◆ To be done ◆
Take every line that has the string "this" and copy it out.

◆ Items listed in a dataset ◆
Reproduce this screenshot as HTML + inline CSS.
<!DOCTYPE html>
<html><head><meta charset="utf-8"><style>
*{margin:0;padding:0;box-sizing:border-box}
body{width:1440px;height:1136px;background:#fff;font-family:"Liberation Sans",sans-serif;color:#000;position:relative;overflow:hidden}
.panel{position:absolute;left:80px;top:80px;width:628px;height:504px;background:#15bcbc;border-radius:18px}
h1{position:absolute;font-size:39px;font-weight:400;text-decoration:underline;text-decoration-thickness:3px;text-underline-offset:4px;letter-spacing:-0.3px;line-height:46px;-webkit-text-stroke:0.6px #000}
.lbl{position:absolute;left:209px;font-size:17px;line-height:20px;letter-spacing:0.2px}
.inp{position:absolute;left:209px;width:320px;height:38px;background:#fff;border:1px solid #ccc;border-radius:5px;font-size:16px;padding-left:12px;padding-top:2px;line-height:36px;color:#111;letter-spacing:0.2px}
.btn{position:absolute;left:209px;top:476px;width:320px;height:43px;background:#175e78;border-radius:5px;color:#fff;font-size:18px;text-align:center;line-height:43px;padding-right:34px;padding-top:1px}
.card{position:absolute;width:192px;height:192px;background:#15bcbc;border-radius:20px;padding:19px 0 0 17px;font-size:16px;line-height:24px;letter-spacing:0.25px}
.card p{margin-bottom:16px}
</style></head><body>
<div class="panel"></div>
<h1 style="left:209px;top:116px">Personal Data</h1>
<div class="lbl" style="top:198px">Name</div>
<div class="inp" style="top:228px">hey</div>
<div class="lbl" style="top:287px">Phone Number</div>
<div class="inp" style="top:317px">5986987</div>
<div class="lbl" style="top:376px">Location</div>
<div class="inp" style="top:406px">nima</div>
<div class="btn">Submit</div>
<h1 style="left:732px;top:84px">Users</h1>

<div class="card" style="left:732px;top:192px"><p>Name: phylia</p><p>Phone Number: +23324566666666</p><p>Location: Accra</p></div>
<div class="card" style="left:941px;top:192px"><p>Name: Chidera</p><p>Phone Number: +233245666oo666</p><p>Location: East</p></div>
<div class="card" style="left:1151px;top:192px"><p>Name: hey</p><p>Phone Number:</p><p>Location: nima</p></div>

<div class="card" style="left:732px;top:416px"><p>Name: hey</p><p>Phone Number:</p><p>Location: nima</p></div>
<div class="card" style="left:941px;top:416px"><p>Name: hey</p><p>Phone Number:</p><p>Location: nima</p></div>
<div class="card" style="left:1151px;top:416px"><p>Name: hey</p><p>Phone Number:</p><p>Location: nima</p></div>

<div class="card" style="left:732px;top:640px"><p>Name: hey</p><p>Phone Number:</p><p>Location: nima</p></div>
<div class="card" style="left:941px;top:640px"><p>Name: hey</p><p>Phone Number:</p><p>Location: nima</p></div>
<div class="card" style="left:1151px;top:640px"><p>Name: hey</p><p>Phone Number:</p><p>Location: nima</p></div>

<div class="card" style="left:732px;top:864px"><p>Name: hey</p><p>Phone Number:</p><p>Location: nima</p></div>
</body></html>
* * *
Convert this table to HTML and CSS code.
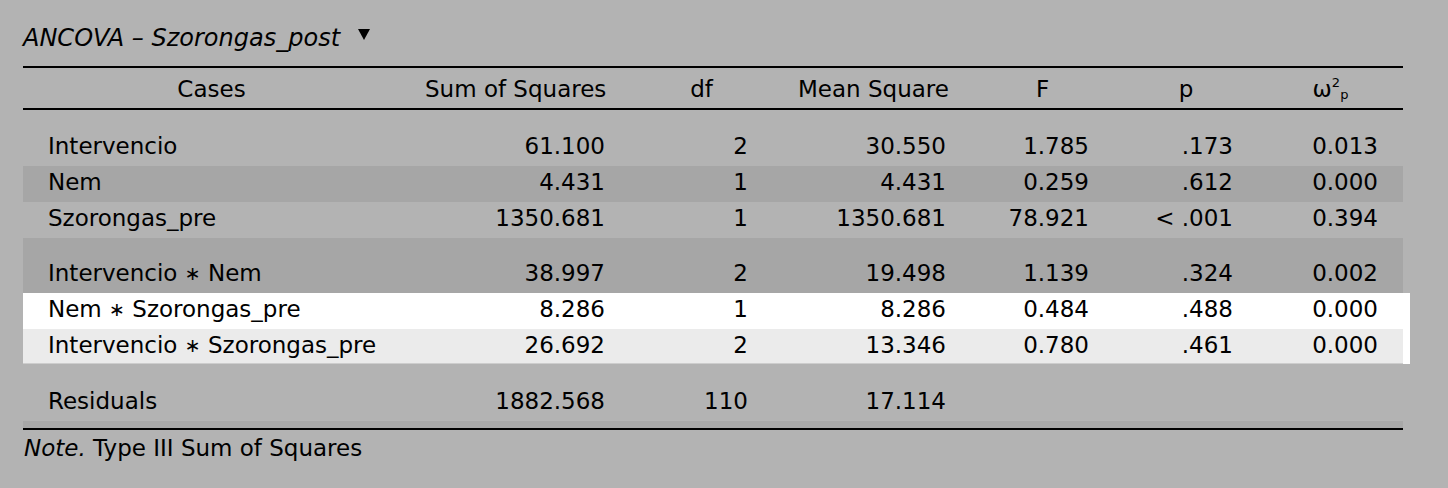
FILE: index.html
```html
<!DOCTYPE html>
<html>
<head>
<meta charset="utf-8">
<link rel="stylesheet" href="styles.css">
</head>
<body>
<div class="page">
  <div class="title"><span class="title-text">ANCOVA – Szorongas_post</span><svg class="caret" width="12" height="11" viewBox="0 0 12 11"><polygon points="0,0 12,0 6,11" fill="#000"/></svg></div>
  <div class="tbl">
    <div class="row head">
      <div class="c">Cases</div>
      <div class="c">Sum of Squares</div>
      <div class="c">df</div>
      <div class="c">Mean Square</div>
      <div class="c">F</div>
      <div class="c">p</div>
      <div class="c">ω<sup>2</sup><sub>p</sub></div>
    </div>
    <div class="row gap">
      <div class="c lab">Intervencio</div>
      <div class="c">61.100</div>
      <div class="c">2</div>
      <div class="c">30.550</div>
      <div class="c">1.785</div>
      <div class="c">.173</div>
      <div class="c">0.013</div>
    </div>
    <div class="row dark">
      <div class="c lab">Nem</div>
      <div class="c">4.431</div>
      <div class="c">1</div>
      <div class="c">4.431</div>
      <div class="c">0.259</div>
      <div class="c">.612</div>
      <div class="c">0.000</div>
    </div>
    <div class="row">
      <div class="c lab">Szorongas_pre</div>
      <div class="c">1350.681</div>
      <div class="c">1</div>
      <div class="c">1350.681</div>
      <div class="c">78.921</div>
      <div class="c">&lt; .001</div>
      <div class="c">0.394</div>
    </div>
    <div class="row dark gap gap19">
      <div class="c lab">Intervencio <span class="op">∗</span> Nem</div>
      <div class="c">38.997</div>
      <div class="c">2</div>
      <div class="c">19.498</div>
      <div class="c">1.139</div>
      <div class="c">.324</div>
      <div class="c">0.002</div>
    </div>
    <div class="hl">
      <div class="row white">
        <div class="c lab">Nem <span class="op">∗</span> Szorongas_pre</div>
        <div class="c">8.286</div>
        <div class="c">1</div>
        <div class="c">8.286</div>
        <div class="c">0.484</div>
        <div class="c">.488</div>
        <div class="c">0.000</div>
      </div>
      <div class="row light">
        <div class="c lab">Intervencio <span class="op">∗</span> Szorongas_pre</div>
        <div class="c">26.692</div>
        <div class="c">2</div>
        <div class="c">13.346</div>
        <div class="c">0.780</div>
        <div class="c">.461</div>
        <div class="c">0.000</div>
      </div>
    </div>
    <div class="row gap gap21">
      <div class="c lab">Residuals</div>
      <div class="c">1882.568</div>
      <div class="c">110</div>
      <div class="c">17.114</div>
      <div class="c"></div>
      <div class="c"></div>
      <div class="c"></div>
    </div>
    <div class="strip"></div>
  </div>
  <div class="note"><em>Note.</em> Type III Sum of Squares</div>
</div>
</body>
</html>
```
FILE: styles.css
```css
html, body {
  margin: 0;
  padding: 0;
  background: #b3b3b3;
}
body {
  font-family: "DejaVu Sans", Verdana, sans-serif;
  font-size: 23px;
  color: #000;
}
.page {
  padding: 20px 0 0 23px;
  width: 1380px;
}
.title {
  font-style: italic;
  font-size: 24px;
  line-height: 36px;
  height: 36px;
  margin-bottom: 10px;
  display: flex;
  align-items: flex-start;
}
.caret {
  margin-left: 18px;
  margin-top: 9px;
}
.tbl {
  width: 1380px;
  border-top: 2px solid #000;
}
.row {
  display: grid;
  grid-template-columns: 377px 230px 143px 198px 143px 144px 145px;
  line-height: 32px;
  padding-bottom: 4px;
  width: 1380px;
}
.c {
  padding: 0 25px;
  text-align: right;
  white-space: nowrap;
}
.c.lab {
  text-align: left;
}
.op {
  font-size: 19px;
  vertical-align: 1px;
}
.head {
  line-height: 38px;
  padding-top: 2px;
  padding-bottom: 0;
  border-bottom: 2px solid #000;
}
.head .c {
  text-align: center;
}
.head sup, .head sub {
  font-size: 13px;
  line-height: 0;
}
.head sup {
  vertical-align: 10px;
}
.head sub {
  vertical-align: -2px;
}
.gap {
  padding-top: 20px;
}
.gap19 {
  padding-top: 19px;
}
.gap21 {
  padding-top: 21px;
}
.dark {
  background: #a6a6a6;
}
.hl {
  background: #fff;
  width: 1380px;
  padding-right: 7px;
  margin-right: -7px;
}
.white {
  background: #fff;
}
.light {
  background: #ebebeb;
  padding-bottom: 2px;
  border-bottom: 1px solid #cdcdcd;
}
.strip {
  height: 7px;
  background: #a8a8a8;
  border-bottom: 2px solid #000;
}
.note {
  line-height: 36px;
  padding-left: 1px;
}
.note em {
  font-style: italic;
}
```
...
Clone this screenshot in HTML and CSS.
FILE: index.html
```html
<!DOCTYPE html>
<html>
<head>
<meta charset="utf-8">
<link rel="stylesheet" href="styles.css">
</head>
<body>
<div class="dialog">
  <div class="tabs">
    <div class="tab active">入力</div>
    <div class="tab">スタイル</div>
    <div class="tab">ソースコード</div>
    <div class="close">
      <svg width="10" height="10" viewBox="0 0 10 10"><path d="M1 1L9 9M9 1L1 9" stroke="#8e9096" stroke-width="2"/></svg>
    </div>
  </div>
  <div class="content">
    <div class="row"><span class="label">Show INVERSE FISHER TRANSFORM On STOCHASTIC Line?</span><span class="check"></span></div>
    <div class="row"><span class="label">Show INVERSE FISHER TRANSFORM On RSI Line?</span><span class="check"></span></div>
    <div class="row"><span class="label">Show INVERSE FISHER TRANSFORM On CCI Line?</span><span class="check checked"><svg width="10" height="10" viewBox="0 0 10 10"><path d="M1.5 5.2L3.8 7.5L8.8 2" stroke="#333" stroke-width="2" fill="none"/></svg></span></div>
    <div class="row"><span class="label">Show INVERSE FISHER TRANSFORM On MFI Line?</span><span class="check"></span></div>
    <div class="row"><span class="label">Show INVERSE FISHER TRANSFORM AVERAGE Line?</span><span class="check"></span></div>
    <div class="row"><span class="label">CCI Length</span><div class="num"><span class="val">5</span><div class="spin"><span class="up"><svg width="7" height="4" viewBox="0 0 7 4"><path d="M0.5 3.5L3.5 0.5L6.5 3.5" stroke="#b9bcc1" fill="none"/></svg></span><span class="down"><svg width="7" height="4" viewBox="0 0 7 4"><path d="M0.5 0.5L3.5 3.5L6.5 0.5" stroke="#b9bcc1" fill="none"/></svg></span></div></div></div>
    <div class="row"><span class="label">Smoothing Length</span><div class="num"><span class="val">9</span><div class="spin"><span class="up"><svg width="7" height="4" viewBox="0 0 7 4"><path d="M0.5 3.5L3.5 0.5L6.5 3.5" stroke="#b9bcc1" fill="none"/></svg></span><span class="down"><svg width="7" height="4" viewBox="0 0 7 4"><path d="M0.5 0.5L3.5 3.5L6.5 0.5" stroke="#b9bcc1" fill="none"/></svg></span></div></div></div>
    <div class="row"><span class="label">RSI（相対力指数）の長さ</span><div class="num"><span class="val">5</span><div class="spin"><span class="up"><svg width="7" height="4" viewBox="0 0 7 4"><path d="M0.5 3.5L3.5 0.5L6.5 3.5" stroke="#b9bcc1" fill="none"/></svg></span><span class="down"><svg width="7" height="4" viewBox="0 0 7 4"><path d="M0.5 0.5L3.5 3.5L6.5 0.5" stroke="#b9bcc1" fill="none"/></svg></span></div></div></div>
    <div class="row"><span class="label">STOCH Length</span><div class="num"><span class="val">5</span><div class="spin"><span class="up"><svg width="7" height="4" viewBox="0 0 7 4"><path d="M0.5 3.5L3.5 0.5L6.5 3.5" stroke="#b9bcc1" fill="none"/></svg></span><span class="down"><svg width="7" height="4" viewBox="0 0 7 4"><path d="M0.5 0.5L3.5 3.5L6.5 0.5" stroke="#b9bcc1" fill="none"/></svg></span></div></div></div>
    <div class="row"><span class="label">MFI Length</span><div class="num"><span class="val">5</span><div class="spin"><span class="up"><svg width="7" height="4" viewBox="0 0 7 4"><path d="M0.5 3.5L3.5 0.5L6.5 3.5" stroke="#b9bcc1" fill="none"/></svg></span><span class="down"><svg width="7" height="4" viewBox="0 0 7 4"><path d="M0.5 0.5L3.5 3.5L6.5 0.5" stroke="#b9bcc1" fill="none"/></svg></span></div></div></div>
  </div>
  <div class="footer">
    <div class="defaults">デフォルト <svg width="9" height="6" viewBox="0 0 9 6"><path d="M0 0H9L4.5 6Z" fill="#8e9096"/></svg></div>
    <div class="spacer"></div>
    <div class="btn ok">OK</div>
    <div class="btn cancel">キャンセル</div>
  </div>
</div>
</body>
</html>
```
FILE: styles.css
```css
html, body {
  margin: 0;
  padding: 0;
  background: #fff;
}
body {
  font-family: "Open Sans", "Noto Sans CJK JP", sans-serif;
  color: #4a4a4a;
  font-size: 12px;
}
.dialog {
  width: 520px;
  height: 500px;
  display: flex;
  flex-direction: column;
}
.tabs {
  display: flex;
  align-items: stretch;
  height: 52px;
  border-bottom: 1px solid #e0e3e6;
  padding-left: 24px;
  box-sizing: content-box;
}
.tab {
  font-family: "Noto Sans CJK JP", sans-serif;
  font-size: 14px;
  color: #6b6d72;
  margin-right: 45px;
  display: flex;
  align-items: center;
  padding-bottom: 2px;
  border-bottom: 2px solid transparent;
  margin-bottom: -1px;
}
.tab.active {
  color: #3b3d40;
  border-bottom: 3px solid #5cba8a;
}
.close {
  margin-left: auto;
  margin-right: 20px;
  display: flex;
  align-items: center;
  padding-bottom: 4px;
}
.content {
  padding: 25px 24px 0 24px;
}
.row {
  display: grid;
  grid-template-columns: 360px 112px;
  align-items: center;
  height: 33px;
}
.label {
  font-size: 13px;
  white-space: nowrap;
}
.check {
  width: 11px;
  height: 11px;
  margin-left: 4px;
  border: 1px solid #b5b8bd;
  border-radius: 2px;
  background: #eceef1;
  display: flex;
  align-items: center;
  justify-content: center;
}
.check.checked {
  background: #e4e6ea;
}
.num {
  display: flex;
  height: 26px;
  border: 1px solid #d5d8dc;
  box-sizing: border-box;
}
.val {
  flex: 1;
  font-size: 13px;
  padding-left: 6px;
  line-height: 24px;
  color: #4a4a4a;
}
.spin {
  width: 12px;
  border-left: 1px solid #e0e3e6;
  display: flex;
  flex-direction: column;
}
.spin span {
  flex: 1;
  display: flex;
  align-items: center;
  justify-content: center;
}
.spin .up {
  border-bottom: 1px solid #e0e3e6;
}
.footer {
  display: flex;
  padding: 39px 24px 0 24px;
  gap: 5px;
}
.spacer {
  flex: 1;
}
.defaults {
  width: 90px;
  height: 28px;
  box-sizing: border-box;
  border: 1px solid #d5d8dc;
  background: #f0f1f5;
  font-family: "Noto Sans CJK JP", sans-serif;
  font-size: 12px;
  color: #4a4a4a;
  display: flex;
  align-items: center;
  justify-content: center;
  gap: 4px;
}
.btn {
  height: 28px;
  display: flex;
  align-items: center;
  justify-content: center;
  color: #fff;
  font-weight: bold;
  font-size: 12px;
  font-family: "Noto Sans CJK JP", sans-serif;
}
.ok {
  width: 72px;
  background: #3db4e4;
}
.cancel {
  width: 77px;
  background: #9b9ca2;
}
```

◆ Full output ◆
Reproduce this screenshot as HTML + inline CSS.
Convert this table to HTML and CSS code.
Clone this screenshot in HTML and CSS.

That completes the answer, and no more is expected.